## BEGIN GIVEN MATERIAL

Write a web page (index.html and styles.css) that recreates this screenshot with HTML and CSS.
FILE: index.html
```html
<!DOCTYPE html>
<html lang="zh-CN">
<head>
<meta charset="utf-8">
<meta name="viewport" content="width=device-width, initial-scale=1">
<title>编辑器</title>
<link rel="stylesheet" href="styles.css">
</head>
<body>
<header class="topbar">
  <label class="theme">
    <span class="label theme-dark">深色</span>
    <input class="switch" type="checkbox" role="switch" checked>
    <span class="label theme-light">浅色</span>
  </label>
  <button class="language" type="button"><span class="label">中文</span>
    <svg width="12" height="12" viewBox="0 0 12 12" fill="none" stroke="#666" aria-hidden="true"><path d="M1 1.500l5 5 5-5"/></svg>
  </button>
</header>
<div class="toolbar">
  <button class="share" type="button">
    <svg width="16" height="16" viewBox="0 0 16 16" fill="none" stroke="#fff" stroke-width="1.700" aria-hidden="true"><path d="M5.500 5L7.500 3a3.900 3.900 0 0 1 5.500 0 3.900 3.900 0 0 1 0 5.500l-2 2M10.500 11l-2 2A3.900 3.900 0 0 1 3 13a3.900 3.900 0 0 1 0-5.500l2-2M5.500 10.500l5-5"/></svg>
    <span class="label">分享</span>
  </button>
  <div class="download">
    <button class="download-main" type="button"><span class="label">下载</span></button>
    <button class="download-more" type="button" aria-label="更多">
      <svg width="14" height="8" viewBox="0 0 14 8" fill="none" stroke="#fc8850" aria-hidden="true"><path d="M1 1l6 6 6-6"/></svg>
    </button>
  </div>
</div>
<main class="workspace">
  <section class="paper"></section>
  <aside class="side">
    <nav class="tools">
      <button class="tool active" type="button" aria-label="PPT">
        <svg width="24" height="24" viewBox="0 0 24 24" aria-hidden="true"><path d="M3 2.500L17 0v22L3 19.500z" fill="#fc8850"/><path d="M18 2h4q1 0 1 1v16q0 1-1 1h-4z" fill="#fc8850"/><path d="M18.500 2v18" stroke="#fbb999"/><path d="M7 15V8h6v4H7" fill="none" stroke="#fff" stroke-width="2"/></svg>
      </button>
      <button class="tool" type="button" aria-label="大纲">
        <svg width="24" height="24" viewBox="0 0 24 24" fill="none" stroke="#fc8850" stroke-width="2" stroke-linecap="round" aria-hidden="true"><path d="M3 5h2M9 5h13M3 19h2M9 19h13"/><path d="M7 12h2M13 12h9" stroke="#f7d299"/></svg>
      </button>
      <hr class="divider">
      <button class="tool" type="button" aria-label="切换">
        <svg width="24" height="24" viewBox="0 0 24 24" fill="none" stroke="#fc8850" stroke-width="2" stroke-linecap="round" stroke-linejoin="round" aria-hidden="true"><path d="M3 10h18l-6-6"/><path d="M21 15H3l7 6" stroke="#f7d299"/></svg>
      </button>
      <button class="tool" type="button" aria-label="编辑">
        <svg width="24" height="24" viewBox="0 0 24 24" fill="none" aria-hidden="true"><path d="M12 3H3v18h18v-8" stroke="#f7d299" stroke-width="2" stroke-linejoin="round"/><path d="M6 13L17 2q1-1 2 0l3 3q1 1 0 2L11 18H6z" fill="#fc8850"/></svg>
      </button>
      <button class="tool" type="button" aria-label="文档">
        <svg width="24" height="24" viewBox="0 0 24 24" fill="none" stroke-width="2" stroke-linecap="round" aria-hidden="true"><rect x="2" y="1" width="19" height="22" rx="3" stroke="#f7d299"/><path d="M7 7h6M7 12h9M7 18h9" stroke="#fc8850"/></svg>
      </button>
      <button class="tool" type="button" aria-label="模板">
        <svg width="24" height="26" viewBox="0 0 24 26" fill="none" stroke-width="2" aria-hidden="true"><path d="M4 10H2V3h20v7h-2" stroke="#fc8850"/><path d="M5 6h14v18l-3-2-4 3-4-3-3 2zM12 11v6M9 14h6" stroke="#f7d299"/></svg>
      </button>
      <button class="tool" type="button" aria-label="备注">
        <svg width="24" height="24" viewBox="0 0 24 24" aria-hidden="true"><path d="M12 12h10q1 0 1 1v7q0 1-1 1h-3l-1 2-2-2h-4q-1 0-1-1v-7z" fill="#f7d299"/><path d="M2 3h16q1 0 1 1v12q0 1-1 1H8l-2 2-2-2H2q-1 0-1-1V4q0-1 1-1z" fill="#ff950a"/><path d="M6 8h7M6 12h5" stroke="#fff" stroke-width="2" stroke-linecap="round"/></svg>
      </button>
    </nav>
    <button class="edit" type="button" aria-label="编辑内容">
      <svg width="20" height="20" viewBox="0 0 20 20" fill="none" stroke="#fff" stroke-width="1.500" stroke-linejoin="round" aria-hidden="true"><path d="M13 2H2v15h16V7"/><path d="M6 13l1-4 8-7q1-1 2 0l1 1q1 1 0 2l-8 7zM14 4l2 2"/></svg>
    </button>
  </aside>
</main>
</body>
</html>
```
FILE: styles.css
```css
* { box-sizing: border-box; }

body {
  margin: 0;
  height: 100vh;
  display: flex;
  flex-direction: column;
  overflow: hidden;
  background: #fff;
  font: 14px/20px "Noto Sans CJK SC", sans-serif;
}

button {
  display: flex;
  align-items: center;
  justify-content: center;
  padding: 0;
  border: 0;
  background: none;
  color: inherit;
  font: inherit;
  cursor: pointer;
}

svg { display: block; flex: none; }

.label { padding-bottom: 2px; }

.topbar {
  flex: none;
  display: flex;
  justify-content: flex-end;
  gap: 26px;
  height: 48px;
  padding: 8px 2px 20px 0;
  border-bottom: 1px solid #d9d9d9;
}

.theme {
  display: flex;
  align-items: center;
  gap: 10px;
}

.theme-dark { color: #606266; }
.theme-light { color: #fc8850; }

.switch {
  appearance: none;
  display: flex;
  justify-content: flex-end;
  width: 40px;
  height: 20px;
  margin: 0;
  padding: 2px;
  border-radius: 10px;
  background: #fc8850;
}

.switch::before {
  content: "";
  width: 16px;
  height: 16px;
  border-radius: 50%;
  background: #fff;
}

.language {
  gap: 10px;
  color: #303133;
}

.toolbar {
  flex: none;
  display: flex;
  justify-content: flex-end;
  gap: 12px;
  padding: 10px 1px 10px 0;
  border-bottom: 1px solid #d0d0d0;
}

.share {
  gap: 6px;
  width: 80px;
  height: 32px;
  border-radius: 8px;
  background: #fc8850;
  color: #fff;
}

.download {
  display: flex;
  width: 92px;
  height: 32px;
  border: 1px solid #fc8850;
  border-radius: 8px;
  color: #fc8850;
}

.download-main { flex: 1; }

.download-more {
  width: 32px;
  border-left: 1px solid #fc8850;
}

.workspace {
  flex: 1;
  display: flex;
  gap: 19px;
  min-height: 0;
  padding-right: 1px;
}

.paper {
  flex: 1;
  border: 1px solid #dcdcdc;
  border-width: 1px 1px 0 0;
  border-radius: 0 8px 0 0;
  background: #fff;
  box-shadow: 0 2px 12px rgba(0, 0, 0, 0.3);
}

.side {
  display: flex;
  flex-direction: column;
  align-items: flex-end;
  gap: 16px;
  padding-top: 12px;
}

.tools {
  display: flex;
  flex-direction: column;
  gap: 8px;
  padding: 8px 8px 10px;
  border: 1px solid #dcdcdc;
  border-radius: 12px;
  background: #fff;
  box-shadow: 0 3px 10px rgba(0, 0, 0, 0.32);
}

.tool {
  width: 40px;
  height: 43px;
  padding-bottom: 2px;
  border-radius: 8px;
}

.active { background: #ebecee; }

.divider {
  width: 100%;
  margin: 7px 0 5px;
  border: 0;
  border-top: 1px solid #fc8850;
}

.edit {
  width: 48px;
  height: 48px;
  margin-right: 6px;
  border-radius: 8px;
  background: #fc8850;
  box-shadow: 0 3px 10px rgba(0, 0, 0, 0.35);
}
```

## END GIVEN MATERIAL

Where a line in the material contains "index", copy that line.

Write a web page (index.html and styles.css) that recreates this screenshot with HTML and CSS.
FILE: index.html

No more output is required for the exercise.